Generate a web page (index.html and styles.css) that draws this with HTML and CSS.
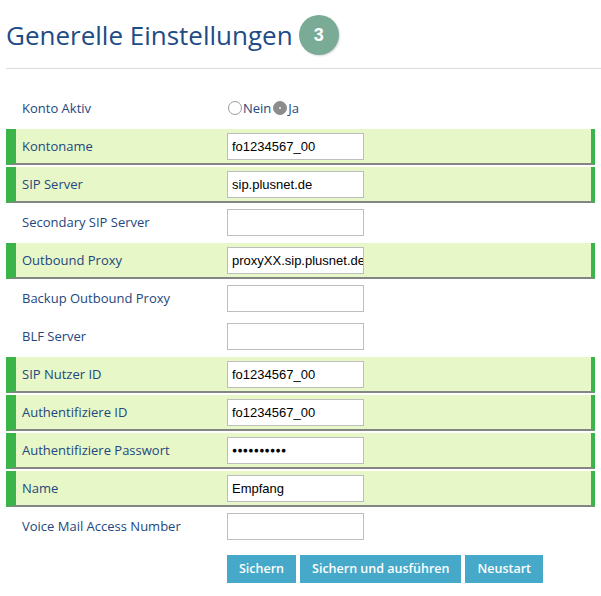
FILE: index.html
```html
<!DOCTYPE html>
<html>
<head>
<meta charset="utf-8">
<link rel="stylesheet" href="styles.css">
</head>
<body>
<div class="page">
  <h1 class="title">Generelle Einstellungen <span class="badge">3</span></h1>
  <div class="rule"></div>
  <div class="form">
    <div class="row">
      <div class="label">Konto Aktiv</div>
      <div class="field radios">
        <span class="radio"></span><span class="rtext">Nein</span>
        <span class="radio on"></span><span class="rtext">Ja</span>
      </div>
    </div>
    <div class="row hl">
      <div class="label">Kontoname</div>
      <div class="field"><div class="input">fo1234567_00</div></div>
    </div>
    <div class="row hl">
      <div class="label">SIP Server</div>
      <div class="field"><div class="input">sip.plusnet.de</div></div>
    </div>
    <div class="row">
      <div class="label">Secondary SIP Server</div>
      <div class="field"><div class="input"></div></div>
    </div>
    <div class="row hl">
      <div class="label">Outbound Proxy</div>
      <div class="field"><div class="input">proxyXX.sip.plusnet.de</div></div>
    </div>
    <div class="row">
      <div class="label">Backup Outbound Proxy</div>
      <div class="field"><div class="input"></div></div>
    </div>
    <div class="row">
      <div class="label">BLF Server</div>
      <div class="field"><div class="input"></div></div>
    </div>
    <div class="row hl">
      <div class="label">SIP Nutzer ID</div>
      <div class="field"><div class="input">fo1234567_00</div></div>
    </div>
    <div class="row hl">
      <div class="label">Authentifiziere ID</div>
      <div class="field"><div class="input">fo1234567_00</div></div>
    </div>
    <div class="row hl">
      <div class="label">Authentifiziere Passwort</div>
      <div class="field"><div class="input pw">&#9679;&#9679;&#9679;&#9679;&#9679;&#9679;&#9679;&#9679;&#9679;&#9679;</div></div>
    </div>
    <div class="row hl">
      <div class="label">Name</div>
      <div class="field"><div class="input">Empfang</div></div>
    </div>
    <div class="row">
      <div class="label">Voice Mail Access Number</div>
      <div class="field"><div class="input"></div></div>
    </div>
    <div class="buttons">
      <span class="btn">Sichern</span>
      <span class="btn">Sichern und ausführen</span>
      <span class="btn">Neustart</span>
    </div>
  </div>
</div>
</body>
</html>
```
FILE: styles.css
```css
html, body { margin: 0; padding: 0; background: #fff; }
body { font-family: "Open Sans", "Noto Sans", sans-serif; }
.page { padding: 15px 0 0 6px; }
.title {
  margin: 0;
  display: flex;
  align-items: center;
  gap: 6px;
  font-weight: normal;
  font-size: 26px;
  line-height: 40px;
  height: 40px;
  color: #214b85;
}
.badge {
  width: 40px; height: 40px; border-radius: 50%;
  background: #7aab97;
  color: #fff;
  font-size: 18px; font-weight: bold;
  display: flex; align-items: center; justify-content: center;
  box-shadow: 1px 1px 2px rgba(0,0,0,0.15);
  font-family: "Liberation Sans", sans-serif;
}
.rule { margin-top: 13px; height: 1px; background: #dcdcdc; }
.form { padding-top: 22px; width: 589px; }
.row {
  display: flex;
  align-items: center;
  height: 34px;
  margin-bottom: 4px;
  border-left: 10px solid transparent;
  border-right: 4px solid transparent;
}
.row.hl {
  background: #e7f7c8;
  border-left-color: #3bb44a;
  border-right-color: #3bb44a;
  border-bottom: 2px solid #858585;
  margin-bottom: 2px;
}
.label { width: 205px; padding-left: 6px; font-size: 13px; color: #23477e; }
.field { display: flex; align-items: center; }
.input {
  width: 130px; height: 25px;
  border: 1px solid #bdbdbd;
  background: #fff;
  padding: 0 1px 0 4px;
  font-family: "Liberation Sans", Arial, sans-serif;
  font-size: 13px; line-height: 25px; color: #000;
  white-space: nowrap; overflow: hidden;
}
.input.pw { font-size: 8.5px; letter-spacing: 0.3px; }
.radios { font-size: 13px; color: #23477e; }
.radio {
  width: 14px; height: 14px; border-radius: 50%;
  border: 1px solid #9a9a9a; background: #fff; box-sizing: border-box;
  display: inline-block; margin: 0 1px 0 1px;
}
.radio.on { background: #8c8c8c; border-color: #8c8c8c; position: relative; }
.radio.on::after {
  content: ""; position: absolute; left: 5px; top: 5px; width: 2px; height: 2px;
  border-radius: 50%; background: #eee;
}
.rtext { margin-right: 1px; }
.buttons { display: flex; gap: 4px; padding: 8px 0 0 221px; }
.btn {
  background: #46a9c9; color: #fff;
  font-size: 12.5px; font-weight: 600;
  height: 28px; line-height: 28px;
  padding: 0 12px;
}
```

============

→ **Work instructions**
Only the number is wanted: how many lines of the material above include the word "index"?

→ **Solution below**
2